There's so much more I can tell you, but I'd like to get more of a sense of what you're looking for.
NE attractions in general:
      historic shipping/maritime towns & villages (like Salem, MA, Fall River, MA, or Mystic, CT)
      Acadia national park (in Maine)
      Boston, MA & Providence, Rhode Island (there is a whole thread on what to do in Boston)
      the Berkshires (mountains in Western Ma) home of Tanglewood, museums, beautiful pastoral scenery, etc)
      Sturbridge Village & Plimoth Plantation (Mass.) "living history" museums featuring historical    re-enactment of colonial period
       rugged rocky coast of Maine- lobsters & lighthouses
       tranquil villages of Vermont, maple syrup, mountains, green valleys, gorgeous lakes, great place to do a foliage tour
        Massachusetts imo has the most cultural attractions
        Connecticut IMO has the least of any attractions but is still very nice.

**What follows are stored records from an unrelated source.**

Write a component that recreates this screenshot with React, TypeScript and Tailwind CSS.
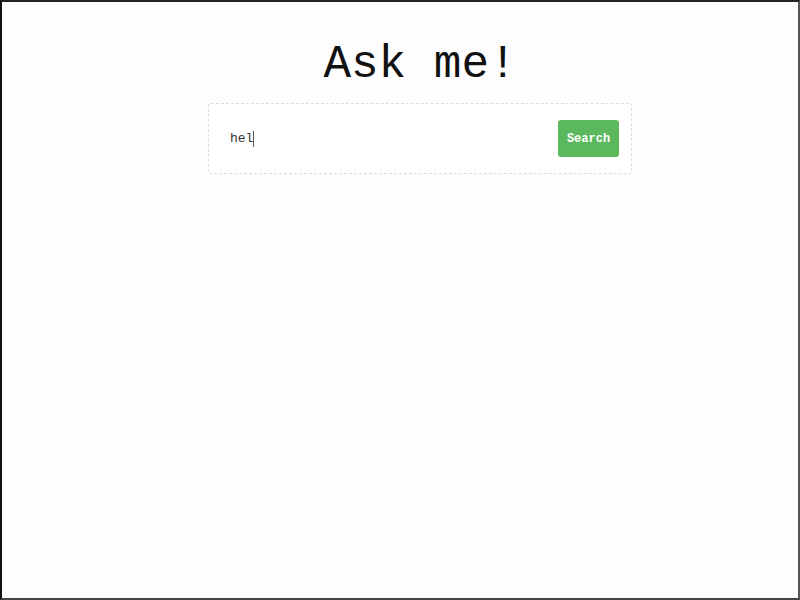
export default function App() {
  return (
    <div className="w-[800px] h-[600px] bg-[#fdfdfd] border-2 border-l-[#111] border-t-[#222] border-r-[#555] border-b-[#444] flex flex-col items-center pl-10 font-['Liberation_Mono','Courier_New',monospace]">
      <h1 className="mt-[40px] text-[46px] leading-none text-[#111]">Ask me!</h1>

      {/* Search card */}
      <div className="mt-[15px] w-[424px] h-[71px] bg-white border border-dashed border-[#dcdde3] rounded-[3px] flex items-center justify-between pl-[21px] pr-[12px]">
        <div className="flex items-center text-[13px] text-[#333]">
          <span>hel</span>
          <span className="w-px h-[16px] bg-[#555]" />
        </div>
        <button className="w-[61px] h-[37px] bg-[#5cb85c] rounded-[3px] text-white text-[12px] font-bold">
          Search
        </button>
      </div>
    </div>
  );
}
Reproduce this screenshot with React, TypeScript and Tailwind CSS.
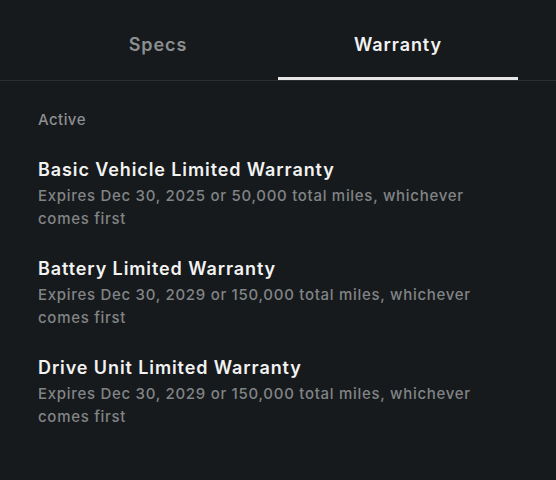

   well, hope that helps a bit. Let me know what you think


----------



## Miss Caphat (Jan 28, 2012)

inflatable jesus said:


> In terms of self catering I think the closest thing would be renting a house or cottage which is something a lot of people tend to do on Cape Cod and some of the other coastal areas. I'm not sure how that's arranged but maybe I can get back to you.
> 
> For history, I think Boston might be your best bet, or at least somewhere within reasonable distance of there. The history of Rhode Island and some of the other places is pretty interesting but from what I gather Boston is where you'll find more tours and places to visit.
> 
> ...



nice post  I agree about Connecticut. It is a bit like that, especially southern CT. It still is very pretty (and they have the nicest roads of anywhere I've been - they pay lots of taxes) but as far as bang for your buck, the more northern states win.
also, Nantucket belongs to us (Massachusetts)!  not Rhode Island.
thirdly, it is quite possible to get tours of historic towns outside of Boston. Not in every town, obviously, but all the ones a tourist would be visiting in any case.


----------



## danny la rouge (Jan 28, 2012)

Miss Caphat said:


> Let me know what you think


Sounds great.  But we're going to Cornwall now.


----------



## Miss Caphat (Jan 28, 2012)

danny la rouge said:


> Sounds great. But we're going to Cornwall now.



awww.


----------